# Where can I buy egg whites?



## FitzTheMan (Oct 26, 2011)

Where in the UK can I actually buy egg whites? do they sell them here?

Edit: I reckon some people might be able to make use of this link so thought I'd post it up here;

http://www.twochicks.co.uk/sport.php

Reason for posting; I learned something from it.


----------



## monsta (Jan 14, 2012)

sainsbury's mate or find a golds gym


----------



## s&amp;ccoach (May 18, 2011)

Myprotein

Eggnation

Two chicks do them that's sold in some supermarkets


----------



## FitzTheMan (Oct 26, 2011)

If I buy them, are they expensive for my diet, would I be better sticking to whey? I'm on kind of a low budget so I have to make do with what I can afford really... But I've been trying to find some sort of whole food with high protein content lately because it'd help my progress a lot so I've been told by a few people. Any advice?


----------



## C.Hill (Nov 21, 2010)

I buy these from any waitrose mate, roughly £2.70 for a 15 egg White carton, pricey, but convenient.


----------



## FitzTheMan (Oct 26, 2011)

Looks good tbh, but if I'm honest with you I've never heard of Waitrose... Ever. Sainsbury's definitely rings a bell though, obviously haha. Can I basically buy them from any supermarket?


----------



## WannaGetHench (Aug 22, 2010)

never heard of waitrose?


----------



## switch (Jan 5, 2011)

All supermarkets sell them, most give you a free yolk too, cool or what !


----------



## s&amp;ccoach (May 18, 2011)

FitzTheMan said:


> Looks good tbh, but if I'm honest with you I've never heard of Waitrose... Ever. Sainsbury's definitely rings a bell though, obviously haha. Can I basically buy them from any supermarket?

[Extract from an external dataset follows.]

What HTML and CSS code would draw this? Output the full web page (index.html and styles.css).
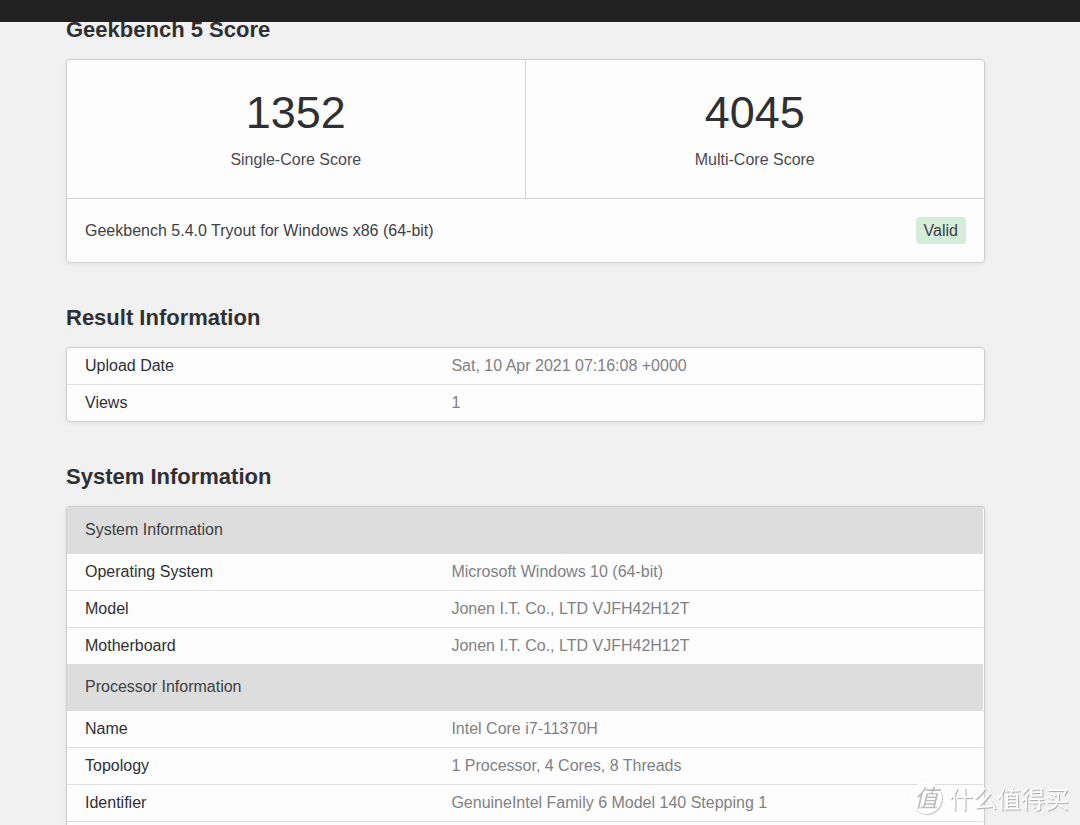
FILE: index.html
```html
<!DOCTYPE html>
<html lang="en">
<head>
<meta charset="utf-8">
<title>Geekbench 5 Score</title>
<link rel="stylesheet" href="styles.css">
</head>
<body>
<header class="navbar"></header>
<main class="container">
  <h2 class="heading">Geekbench 5 Score</h2>
  <section class="card">
    <div class="scores">
      <div class="score-box">
        <div class="score">1352</div>
        <div class="score-label">Single-Core Score</div>
      </div>
      <div class="score-box">
        <div class="score">4045</div>
        <div class="score-label">Multi-Core Score</div>
      </div>
    </div>
    <div class="platform">
      <span>Geekbench 5.4.0 Tryout for Windows x86 (64-bit)</span>
      <span class="badge">Valid</span>
    </div>
  </section>

  <h2 class="heading">Result Information</h2>
  <section class="card card-table">
    <table class="info">
      <colgroup><col class="col-name"><col></colgroup>
      <tbody>
        <tr><th scope="row">Upload Date</th><td>Sat, 10 Apr 2021 07:16:08 +0000</td></tr>
        <tr><th scope="row">Views</th><td>1</td></tr>
      </tbody>
    </table>
  </section>

  <h2 class="heading">System Information</h2>
  <section class="card card-table card-open">
    <table class="info">
      <colgroup><col class="col-name"><col></colgroup>
      <thead><tr><th colspan="2">System Information</th></tr></thead>
      <tbody>
        <tr><th scope="row">Operating System</th><td>Microsoft Windows 10 (64-bit)</td></tr>
        <tr><th scope="row">Model</th><td>Jonen I.T. Co., LTD VJFH42H12T</td></tr>
        <tr><th scope="row">Motherboard</th><td>Jonen I.T. Co., LTD VJFH42H12T</td></tr>
      </tbody>
    </table>
    <table class="info info-open">
      <colgroup><col class="col-name"><col></colgroup>
      <thead><tr><th colspan="2">Processor Information</th></tr></thead>
      <tbody>
        <tr><th scope="row">Name</th><td>Intel Core i7-11370H</td></tr>
        <tr><th scope="row">Topology</th><td>1 Processor, 4 Cores, 8 Threads</td></tr>
        <tr><th scope="row">Identifier</th><td>GenuineIntel Family 6 Model 140 Stepping 1</td></tr>
      </tbody>
    </table>
  </section>
</main>
<div class="watermark" lang="zh-CN">
  <span class="watermark-logo">值</span>
  <span>什么值得买</span>
</div>
</body>
</html>
```

FILE: styles.css
```css
* { box-sizing: border-box; }

body {
  display: flex;
  flex-direction: column;
  min-height: 100vh;
  margin: 0;
  background: #f1f1f1;
  color: #2f3033;
  font: 16px/20px "Liberation Sans", Arial, sans-serif;
}

.navbar {
  position: fixed;
  top: 0;
  left: 0;
  right: 0;
  z-index: 1;
  height: 22px;
  background: #212121;
}

.container {
  flex: 1;
  display: flex;
  flex-direction: column;
  padding: 16px 95px 0 66px;
}

.heading {
  margin: 0 0 15px;
  font-size: 22px;
  line-height: 28px;
  font-weight: bold;
}

.card {
  margin-bottom: 41px;
  background: #fdfdfd;
  border: 1px solid #cfcfcf;
  border-radius: 4px;
  box-shadow: 0 1px 4px rgba(0, 0, 0, 0.08);
}

.card-table { padding-right: 1px; }

.card-open {
  flex: 1;
  margin-bottom: 0;
  border-bottom: 0;
  border-radius: 4px 4px 0 0;
}

.scores {
  display: grid;
  grid-template-columns: 1fr 1fr;
  border-bottom: 1px solid #d6d6d6;
}

.score-box {
  padding: 28px 18px;
  text-align: center;
}

.score-box:first-child { border-right: 1px solid #d6d6d6; }

.score {
  margin-bottom: 12px;
  font-size: 45px;
  line-height: 50px;
}

.score-label { color: #4a4b4e; }

.platform {
  display: flex;
  justify-content: space-between;
  align-items: center;
  padding: 18px;
  color: #3f4043;
}

.badge {
  padding: 3px 8px;
  border-radius: 4px;
  background: #d4edda;
  line-height: 21px;
}

.info {
  width: 100%;
  table-layout: fixed;
  border-collapse: separate;
  border-spacing: 0;
}

.col-name { width: 40%; }

.info th,
.info td {
  padding: 8px 18px;
  text-align: left;
  font-weight: normal;
  border-bottom: 1px solid #dedede;
}

.info td { color: #808184; }

.info:not(.info-open) tbody tr:last-child > * { border-bottom: 0; }

.info thead th {
  padding: 13px 18px;
  background: #dddddd;
  color: #3f4043;
}

.watermark {
  position: fixed;
  right: 11px;
  bottom: 11px;
  z-index: 2;
  display: flex;
  align-items: center;
  gap: 7px;
  color: #fff;
  font: 24px/30px "Noto Sans CJK SC", sans-serif;
  text-shadow: 1px 1px 1px #aaa;
}

.watermark-logo {
  width: 32px;
  height: 32px;
  border-radius: 50%;
  background: #fff;
  box-shadow: 1px 1px 1px #c4c4c4;
  color: #bdbdbd;
  text-align: center;
  text-shadow: none;
  font-style: italic;
}
```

Google two chicks then put in your post code it will tell you the closest supermarket that stocks them not all sainsburys stock them.


----------



## aka (Jun 25, 2010)

how do you take it, just out of the carton or cooked?


----------



## thoon (Apr 4, 2010)

I use this chap http://www.titanics.co.uk/acatalog/Pasteurised_Egg_White.html

£10 delivery


----------



## C.Hill (Nov 21, 2010)

aka said:


> how do you take it, just out of the carton or cooked?


I just pour it in my protein shakes.


----------



## kaos_nw (Jul 9, 2008)

makros! there really cheap there


----------



## FitzTheMan (Oct 26, 2011)

You just put them in your shakes? Don't they have the same salmonella property as normal eggs, or is that only in the yolk? Are they worth investing in guys, how much protein per 100g, etc? Thanks!


----------



## Mish (May 1, 2011)

I wish my missus had never heard of Waitrose, costing me a ****ing fortune for basics like fruit and veg. Apparently that's our local shop now, that and M&S


----------



## C.Hill (Nov 21, 2010)

Mish said:


> I wish my missus had never heard of Waitrose, costing me a ****ing fortune for basics like fruit and veg. Apparently that's our local shop now, that and M&S


Better get some overtime in mate lol


----------



## tony10 (Oct 15, 2009)

30 large eggs for £3


----------